BSF officers also report a far graver problem that they have noticed in recent times. “The Islamisation of the BGB’s lower ranks has resulted in an uptick in cross-border smuggling, especially of cattle and even human trafficking.
“Our intelligence reports indicate that radical clerics on that side of the border have started exerting a lot of influence on the lower ranks of the BGB.
“These clerics also often patronise the criminal gangs that have links on our side of the border too,” said a BSF officer who had, until a few months ago, been commanding a battalion in the South Bengal Frontier.
“Thanks to illegal migration over the decades from Bangladesh and change in the demography of most areas on the Indian side of the (Indo-Bangladesh) border, the criminals of Bangladesh have strong links with local people on our side.
“The lower ranks of the BGB, at the urging of these radical clerics, offer protection to the criminals.
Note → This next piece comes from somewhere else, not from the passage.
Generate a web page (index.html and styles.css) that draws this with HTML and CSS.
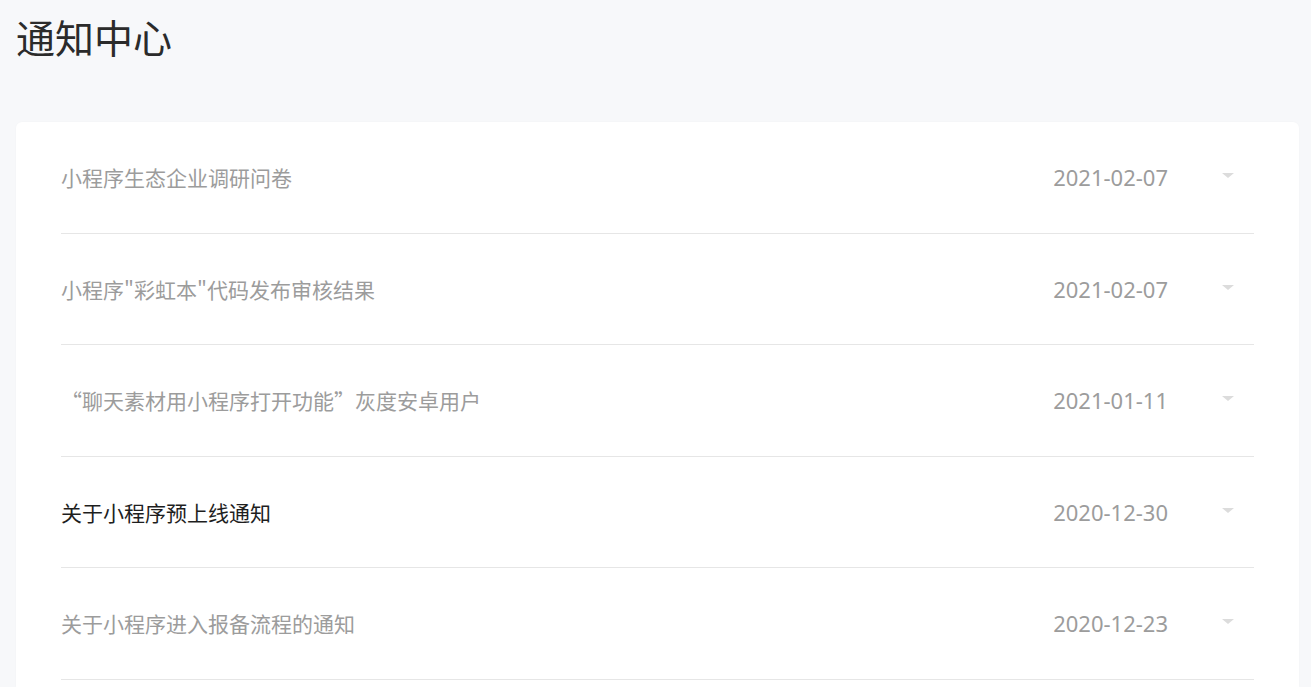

This has emboldened these criminals to step up their activities and even become very aggressive towards our Jawans.
“There has been a spate of incidents of late of cattle smugglers and other criminals attacking, severely injuring and even killing our people. This is the direct fallout of the Islamisation of the lower ranks of the BGB, who are more under the influence of the radical clerics than their own officers now,” said the BSF officer.
This growing Islamisation of the BGB lower ranks will lead to grave consequences, warn BSF officers. “BGB Jawans and lower ranks acting under the influence of radical clerics can easily turn trigger happy and aggressive and turn this tranquil border into an active and hostile one eventually,” said the BSF DIG.
The solution, he and other BSF officers say, lies in New Delhi taking up this issue with Bangladesh at the highest levels. Instructions have to be given from the top in Dhaka to the BGB top brass to start a process of de-radicalisation of the force’s lower ranks and take them out of the influence of radical clerics, said the DIG.